Plus dissident encore, le natif de la grande nation culturelle mondiale qu’est le réalisateur s’attaque aussi directement au statut de l’artiste, celui de la star et de la banalisation de l’art comme bien marchand : en somme, aux conséquences néfastes de l’American Dream, du côté de l’Entertainment, « filiale » majeure de cette grande « entreprise » typiquement américain… et qui grimpe crescendo. Le film peut se rapprocher des analyses du philosophe et critique d’art Walter Benjamin, postulant que les œuvres d’art (et l’image dans son sens général, donc) perdrait de leur « aura » en rapport avec l’industrialisation croissante de ces dernières, en banalisant la portée. Le tour de force du réalisateur, ici, c’est de se réapproprier ces œuvres à la valeur symbolique galvaudée, des films aux publicités, pour leur réattribuer un intérêt symbolique, esthétique, etc… Tout est objet d’art et de « culte » ici, d’une boîte de céréales millésimée aux poupées barbies représentant le trio de How to marry a Millionaire. Se moquer de ces inanités, donc, mais en montrer aussi un versant inconnu et fantasque qui fait fourmiller dans le banal les délires imaginatifs les plus débordants… Là encore à la manière du maître Lynch, qui fit surgir le mystère d’un « damn good coffee » et le mal de simples maisons de banlieue.

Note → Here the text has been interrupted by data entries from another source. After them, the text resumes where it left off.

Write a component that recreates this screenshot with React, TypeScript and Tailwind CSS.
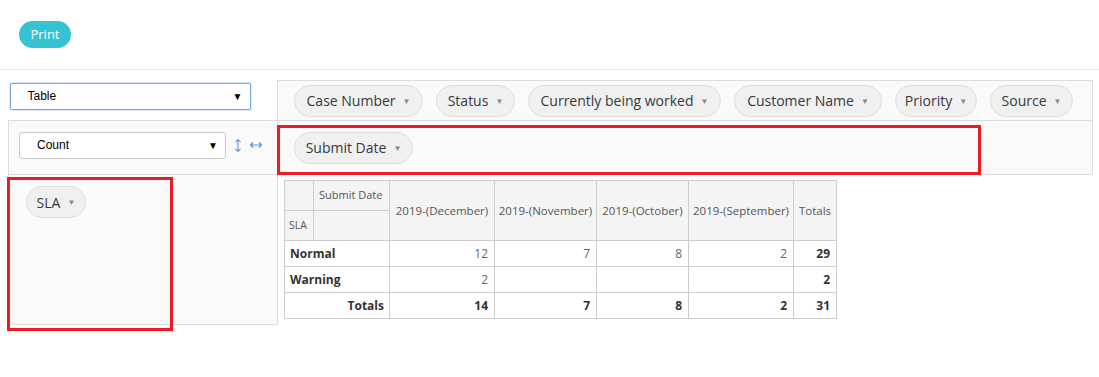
const font = { fontFamily: '"Open Sans", "Noto Sans", sans-serif' };

function Pill({ label, w }: { label: string; w: string }) {
  return (
    <span
      className={`${w} inline-flex h-[32px] shrink-0 items-center justify-center gap-[7px] rounded-full border border-[#dedede] bg-[#f0f0f0] text-[14px] text-[#343a40]`}
    >
      <span>{label}</span>
      <span className="text-[8px] text-[#888]">▼</span>
    </span>
  );
}

function Select({ label, w, focused }: { label: string; w: string; focused?: boolean }) {
  return (
    <div
      className={`${w} flex h-[27px] items-center justify-between bg-white pl-[17px] pr-[7px] text-[12px] text-black ${
        focused ? "rounded-[2px] border border-[#7ea6e6] shadow-[0_0_0_1px_#dce8fa]" : "rounded-[3px] border border-[#c9c9c9]"
      }`}
      style={{ fontFamily: '"Liberation Sans", Arial, sans-serif' }}
    >
      <span>{label}</span>
      <span className="text-[10px]">▼</span>
    </div>
  );
}

const months = [
  { label: "2019-(December)", w: "w-[105px]", normal: "12", warning: "2", total: "14" },
  { label: "2019-(November)", w: "w-[102px]", normal: "7", warning: "", total: "7" },
  { label: "2019-(October)", w: "w-[92px]", normal: "8", warning: "", total: "8" },
  { label: "2019-(September)", w: "w-[105px]", normal: "2", warning: "", total: "2" },
];

function PivotTable() {
  const th = "border border-[#cdcdcd] bg-[#f4f4f4] font-normal text-[#555]";
  const td = "border border-[#cdcdcd] px-[6px] text-right text-[12px]";
  return (
    <table className="w-[552px] table-fixed border-collapse text-[12px]" style={font}>
      <colgroup>
        <col className="w-[29px]" />
        <col className="w-[76px]" />
        {months.map((m) => (
          <col key={m.label} className={m.w} />
        ))}
        <col className="w-[43px]" />
      </colgroup>
      <thead>
        <tr className="h-[30px]">
          <th className={th}></th>
          <th className={`${th} px-[5px] text-left text-[11px]`}>Submit Date</th>
          {months.map((m) => (
            <th key={m.label} rowSpan={2} className={`${th} whitespace-nowrap px-0 text-[11.5px]`}>
              {m.label}
            </th>
          ))}
          <th rowSpan={2} className={`${th} px-0 text-[11.5px]`}>Totals</th>
        </tr>
        <tr className="h-[30px]">
          <th className={`${th} px-[4px] text-left text-[10.5px]`}>SLA</th>
          <th className={th}></th>
        </tr>
      </thead>
      <tbody>
        <tr className="h-[26px]">
          <th colSpan={2} className="border border-[#cdcdcd] px-[5px] text-left font-bold text-[#333]">Normal</th>
          {months.map((m) => (
            <td key={m.label} className={`${td} text-[#666]`}>{m.normal}</td>
          ))}
          <td className={`${td} font-bold text-[#333]`}>29</td>
        </tr>
        <tr className="h-[26px]">
          <th colSpan={2} className="border border-[#cdcdcd] px-[5px] text-left font-bold text-[#333]">Warning</th>
          {months.map((m) => (
            <td key={m.label} className={`${td} text-[#666]`}>{m.warning}</td>
          ))}
          <td className={`${td} font-bold text-[#333]`}>2</td>
        </tr>
        <tr className="h-[26px]">
          <th colSpan={2} className="border border-[#cdcdcd] px-[5px] text-right font-bold text-[#333]">Totals</th>
          {months.map((m) => (
            <td key={m.label} className={`${td} font-bold text-[#333]`}>{m.total}</td>
          ))}
          <td className={`${td} font-bold text-[#333]`}>31</td>
        </tr>
      </tbody>
    </table>
  );
}

function VArrow() {
  return (
    <svg width="8" height="15" viewBox="0 0 8 15" fill="none" stroke="#6f9bd6" strokeWidth="1.2">
      <path d="M4 1.5v12M1.5 4L4 1.5 6.5 4M1.5 11L4 13.5 6.5 11" />
    </svg>
  );
}

function HArrow() {
  return (
    <svg width="14" height="8" viewBox="0 0 14 8" fill="none" stroke="#5b8fd6" strokeWidth="1.2">
      <path d="M1.5 4h11M4 1.5L1.5 4 4 6.5M10 1.5L12.5 4 10 6.5" />
    </svg>
  );
}

export default function App() {
  return (
    <div className="h-[377px] w-[1099px] overflow-hidden bg-white" style={font}>
      {/* toolbar */}
      <div className="h-[70px] border-b border-[#ececec] px-[19px] pt-[21px]">
        <button className="flex h-[27px] w-[52px] items-center justify-center rounded-full bg-[#33c3d2] text-[13px] font-medium text-white">
          Print
        </button>
      </div>

      {/* pivot ui */}
      <div className="relative pl-[8px] pt-[10px]">
        <table className="border-collapse">
          <tbody>
            <tr className="h-[40px]">
              <td className="w-[269px] p-0 pl-[1px] align-top">
                <div className="pt-[2px]">
                  <Select label="Table" w="w-[241px]" focused />
                </div>
              </td>
              <td className="w-[815px] border border-[#dcdcdc] bg-[#fafafa] p-0 pl-[16px]">
                <div className="flex gap-[13px]">
                  <Pill label="Case Number" w="w-[129px]" />
                  <Pill label="Status" w="w-[79px]" />
                  <Pill label="Currently being worked" w="w-[193px]" />
                  <Pill label="Customer Name" w="w-[148px]" />
                  <Pill label="Priority" w="w-[82px]" />
                  <Pill label="Source" w="w-[83px]" />
                </div>
              </td>
            </tr>
            <tr className="h-[54px]">
              <td className="border border-[#dcdcdc] bg-[#fafafa] p-0 pb-[5px] pl-[10px]">
                <div className="flex items-center">
                  <Select label="Count" w="w-[207px]" />
                  <span className="ml-[8px] flex">
                    <VArrow />
                  </span>
                  <span className="ml-[7px] flex">
                    <HArrow />
                  </span>
                </div>
              </td>
              <td className="border border-[#dcdcdc] bg-[#fafafa] p-0 pl-[16px]">
                <Pill label="Submit Date" w="w-[119px]" />
              </td>
            </tr>
            <tr className="h-[150px]">
              <td className="border border-[#dcdcdc] bg-[#fafafa] p-0 pl-[17px] pt-[11px] align-top">
                <Pill label="SLA" w="w-[60px]" />
              </td>
              <td className="p-0 pl-[6px] pt-[5px] align-top">
                <PivotTable />
              </td>
            </tr>
          </tbody>
        </table>

        {/* annotation boxes */}
        <div className="pointer-events-none absolute left-[277px] top-[55px] h-[50px] w-[704px] border-[3px] border-[#ec1c24]" />
        <div className="pointer-events-none absolute left-[7px] top-[107px] h-[154px] w-[166px] border-[3px] border-[#ec1c24]" />
      </div>
    </div>
  );
}
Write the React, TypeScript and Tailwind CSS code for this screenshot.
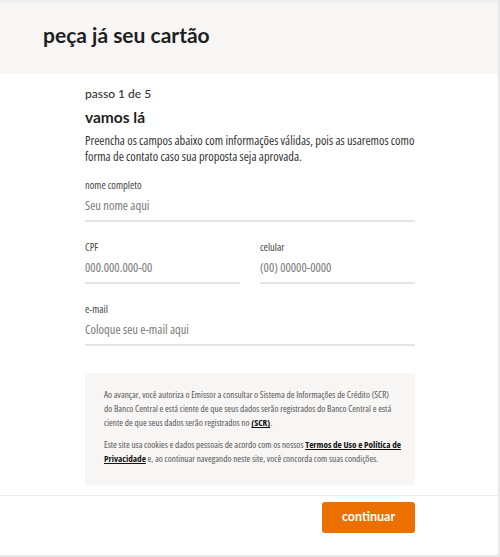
import { useState } from 'react'

function Field({ label, placeholder }: { label: string; placeholder: string }) {
  const [value, setValue] = useState('')
  return (
    <div className="flex flex-col">
      <label className="text-[10.5px] leading-[12px] text-[#444]">{label}</label>
      <input
        type="text"
        value={value}
        onChange={(e) => setValue(e.target.value)}
        placeholder={placeholder}
        className="mt-[3px] h-[28px] border-b-2 border-[#e4e4e4] bg-transparent pb-[3px] text-[12.5px] text-[#222] placeholder-[#787878] outline-none"
      />
    </div>
  )
}

export default function App() {
  return (
    <div
      className="flex h-[557px] w-[500px] flex-col border-r-2 border-b-2 border-[#e8e8e8] bg-white font-stretch-condensed text-[#222]"
      style={{ fontFamily: '"Open Sans", Lato, sans-serif' }}
    >
      <header className="flex h-[74px] shrink-0 items-center border-t-[3px] border-[#f0f0f0] bg-[#f7f6f5] px-[43px] pb-[8px]">
        <h1 className="font-['Lato'] text-[21px] font-bold text-[#1f1f1f]">peça já seu cartão</h1>
      </header>

      <main className="shrink-0 pt-[12px] pr-[83px] pb-[10px] pl-[85px]">
        <p className="font-['Lato'] text-[12px] font-medium leading-[16px] text-[#333]">passo 1 de 5</p>
        <h2 className="mt-[4px] font-['Lato'] text-[15.5px] font-bold leading-[22px] text-[#1f1f1f]">vamos lá</h2>
        <p className="mt-[5px] text-[12.4px] leading-[16px] text-[#333]">
          Preencha os campos abaixo com informações válidas, pois as usaremos como forma de contato caso sua proposta seja aprovada.
        </p>

        <div className="mt-[14px] flex flex-col gap-[19px]">
          <Field label="nome completo" placeholder="Seu nome aqui" />
          <div className="grid grid-cols-2 gap-[20px]">
            <Field label="CPF" placeholder="000.000.000-00" />
            <Field label="celular" placeholder="(00) 00000-0000" />
          </div>
          <Field label="e-mail" placeholder="Coloque seu e-mail aqui" />
        </div>

        <div className="mt-[27px] bg-[#f7f6f5] pt-[15px] pr-[12px] pb-[19px] pl-[19px] text-[9.2px] leading-[14px] text-[#555]">
          <p>
            Ao avançar, você autoriza o Emissor a consultar o Sistema de Informações de Crédito (SCR)
            <br />
            do Banco Central e está ciente de que seus dados serão registrados do Banco Central e está ciente de que seus dados serão registrados no{' '}
            <a href="#" className="font-bold text-[#111] underline">(SCR)</a>.
          </p>
          <p className="mt-[8px]">
            Este site usa cookies e dados pessoais de acordo com os nossos{' '}
            <a href="#" className="font-bold text-[#111] underline">Termos de Uso e Política de Privacidade</a>{' '}
            e, ao continuar navegando neste site, você concorda com suas condições.
          </p>
        </div>
      </main>

      <footer className="mt-auto flex h-[60px] shrink-0 items-start justify-end border-t border-[#ececec] px-[83px] pt-[6px]">
        <button
          type="button"
          className="h-[31px] w-[93px] rounded-[3px] bg-[#ec7000] font-['Lato'] text-[12.5px] font-bold text-white"
        >
          continuar
        </button>
      </footer>
    </div>
  )
}
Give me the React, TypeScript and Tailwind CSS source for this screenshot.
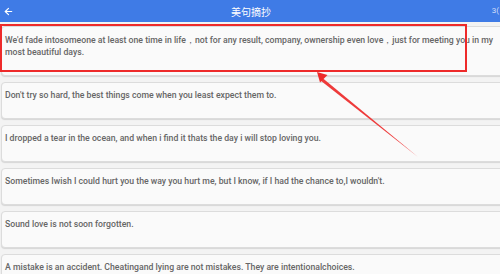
import React from 'react';
import { ArrowLeft } from 'lucide-react';

const quotes = [
  "Don't try so hard, the best things come when you least expect them to.",
  'I dropped a tear in the ocean, and when i find it thats the day i will stop loving you.',
  "Sometimes Iwish I could hurt you the way you hurt me, but I know, if I had the chance to,I wouldn't.",
  'Sound love is not soon forgotten.',
  'A mistake is an accident. Cheatingand lying are not mistakes. They are intentionalchoices.',
];

export default function App() {
  return (
    <div className="relative w-[500px] h-[274px] overflow-hidden bg-[#f3f3f3] font-['Roboto',sans-serif]">
      <header className="h-[22px] bg-[#3f7be6] grid grid-cols-[1fr_auto_1fr] items-center text-white pl-[3px] pr-[1px]">
        <ArrowLeft className="w-[11px] h-[11px]" strokeWidth={2.5} />
        <span className="text-[10px] font-['Noto_Sans_CJK_SC',sans-serif]">美句摘抄</span>
        <span className="justify-self-end text-[8px] text-white/75">3(</span>
      </header>

      <div className="w-[510px] pl-[1px] pt-[4px] flex flex-col gap-[6px] text-[8.7px] leading-[12px] font-medium text-[#666] whitespace-nowrap">
        <div className="h-[50px] rounded-[4px] border border-[#dcdcdc] bg-[#fafafa] shadow-[0_1px_1px_rgba(0,0,0,0.12)] px-[3px] pt-[7px]">
          <p>We'd fade intosomeone at least one time in life，not for any result, company, ownership even love，just for meeting you in my</p>
          <p>most beautiful days.</p>
        </div>
        {quotes.map((q) => (
          <div
            key={q}
            className="h-[37px] rounded-[4px] border border-[#dcdcdc] bg-[#fafafa] shadow-[0_1px_1px_rgba(0,0,0,0.12)] px-[3px] pt-[6px]"
          >
            {q}
          </div>
        ))}
      </div>

      {/* annotation */}
      <div className="absolute left-0 top-[24px] w-[467px] h-[48px] border-2 border-[#ee2a2a]" />
      <svg className="absolute left-0 top-0" width="500" height="274">
        <polygon points="418,157 320.5,80.5 322.5,78 " fill="#ee3a3a" />
        <polygon points="317,72 327.5,75 320,82.5" fill="#ee2a2a" />
      </svg>
    </div>
  );
}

Tous ces ersatz avec lesquels joue le réalisateur sont aussi ingérés au sein des personnages même : Sarah rappelle Laura Palmer ou Janet Leigh de Psychose; et chacun jusqu’aux silhouettes porte le poids d’une caricature héritée du star-system. Chacun veut se rendre éternel, alors que l’esthétique ostensiblement factice en démonte l’entreprise. Soirées et accessoires sortis des tréfonds d’Instagram, matériaux en carton pâte, myriade de décors studios très différents, des acteurs qui se prostituent, une romance d’un soir qui mène à la quête de l’idéal féminin absolu rappelant Jane de Paris Texas… le film jongle alors habilement avec son niveau de lecture méta-artistique et la satire sociale que ce dernier permet : la dénonciation d’une jeunesse qui cherche à romancer sa vie et qui se bat chaque jour avec le flot d’objets et de mirages pop aux couleurs aussi éclatantes qu’aveuglantes. Fiction et divertissement ont englouti la réalité comme un Kraken à paillettes : c’est pourquoi cette incroyable mutinerie reste invisible aux autres … mais pas à Sam. Reste à savoir si le spectateur acceptera de faire de son propre siège rouge et moelleux une chaise électrique qui lui fera régurgiter tout ce trop-plein culturel pour mieux en faire la purge, et ainsi mieux la comprendre.
Il s’agit aussi d’avoir l’audace d’accepter que le cinéma est un art qui nous aliène : c’est avant tout notre face que l’on y contemple. Qui entre dans ce film comme en d’autres sera toujours tiraillé entre narcissisme et extraction de soi.